You might also scale back exfoliation entirely for the trip if you know your skin gets flaky or stingy in dry climates. Looking polished on vacation is less about chasing glow and more about avoiding irritation.

Why simplified skincare travels better

Most people do not fail at travel skincare because they forgot a product. They fail because the routine they packed was too complicated to maintain. A seven-step system can look organized on your bathroom shelf. In a hotel room after midnight, it becomes optional.

Simplified skincare has a practical advantage. It lowers the chance of irritation, leaks, TSA frustration, and routine fatigue. It also makes consistency more realistic, and consistency is what keeps skin calm. That is part of why brands like SKIN AT WORK resonate with people who are done treating skincare like a second job. Life is busy. Skincare should not get more demanding the moment you leave home.

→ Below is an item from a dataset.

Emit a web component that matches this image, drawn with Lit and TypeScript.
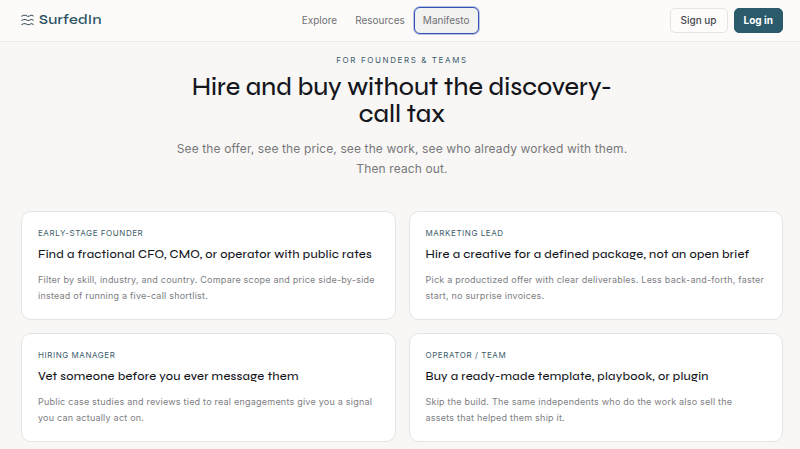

There is also a quality argument here. Fewer, better formulas often outperform a bag full of half-used extras. When products are concentrated, thoughtfully formulated, and designed to multitask, you do not need volume to get visible results.

A good travel skincare routine should feel boring in the best way

That may not sound glamorous, but boring is exactly what you want. You want your skin to stay predictable while everything else changes. You want to step off a plane, wash your face, apply an all-in-one product that doesn't migrate or pill, and move on with your vacation or business meeting.

If your current routine only works when every bottle is lined up on your counter, it is probably not as efficient as it looks. A truly effective travel friendly skincare routine proves itself when space is tight, time is short, and your skin still looks like you took care of it.

Pack the routine you will actually use, not the one that flatters your ambition. Your skin usually rewards that kind of honesty.